You can do a manual send by connecting a phone to the "Phone" jack on the
modem (so you have manual voice access to the telephone line) and setting
your modem to NOT wait for a dial tone (on Windows XP, 'Control Panel|Phone
and Modem Options|Modems|Properties|Modem' uncheck the "Wait for dial tone
before dialing" checkbox). You call the manual, operator controlled fax
machine number with the telephone. You have your fax ready to send with a 1
or 2 digit FALSE phone number. You then tell the Fax Machine operator to
press his "Start" button as soon as he hears your short, false phone number
finish dialing. Your modem should "blind dial" the false number, the two
modems should begin their negotiation sequence, and finish the transmission.

This method is very similar to what you'd do with two dedicated Fax
Machines.

Hal
--
Hal Hostetler, CPBE -- (e-mail address removed)
Senior Engineer/MIS -- MS MVP-S/U -- WA7BGX
http://www.kvoa.com -- "When News breaks, we fix it!"
KVOA Television, Tucson, AZ. NBC Channel 4
Still Cadillacin' - www.badnewsbluesband.com
 
--
MikefromUK


Hal Hostetler said:
You can do a manual send by connecting a phone to the "Phone" jack on the
modem (so you have manual voice access to the telephone line) and setting
your modem to NOT wait for a dial tone (on Windows XP, 'Control Panel|Phone
and Modem Options|Modems|Properties|Modem' uncheck the "Wait for dial tone
before dialing" checkbox). You call the manual, operator controlled fax
machine number with the telephone. You have your fax ready to send with a 1
or 2 digit FALSE phone number. You then tell the Fax Machine operator to
press his "Start" button as soon as he hears your short, false phone number
finish dialing. Your modem should "blind dial" the false number, the two
modems should begin their negotiation sequence, and finish the transmission.

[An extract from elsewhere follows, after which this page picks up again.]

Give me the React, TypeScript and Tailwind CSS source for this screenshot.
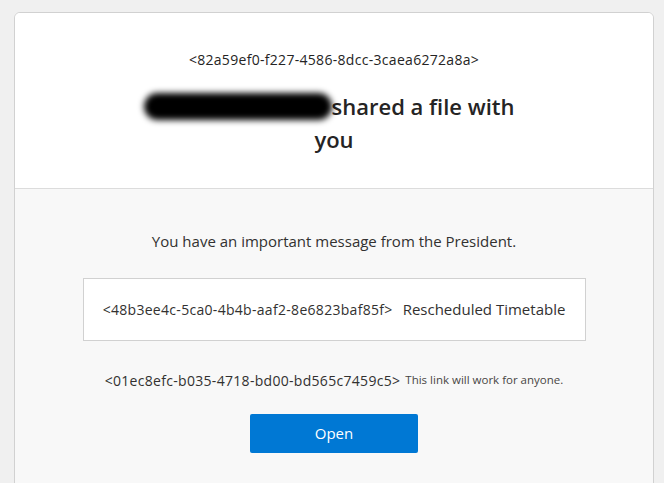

This method is very similar to what you'd do with two dedicated Fax
Machines.

Hal
--
Hal Hostetler, CPBE -- (e-mail address removed)
Senior Engineer/MIS -- MS MVP-S/U -- WA7BGX
http://www.kvoa.com -- "When News breaks, we fix it!"
KVOA Television, Tucson, AZ. NBC Channel 4
Still Cadillacin' - www.badnewsbluesband.com

That's great! Seems like this method will do the trick when the standard
method fails. I don't know how significant it is but here in the UK we're not
allowed to use a phone jacked into the modem. This being the rule, there are
no phone sockets on UK modems. I do have a phone connected to the same line
as the modem though. They converge at a "doubler" plugged into the telephone
line wall socket. I think there's every chance that this combination will
serve the required purpose, so I'll try it. Thanks a lot.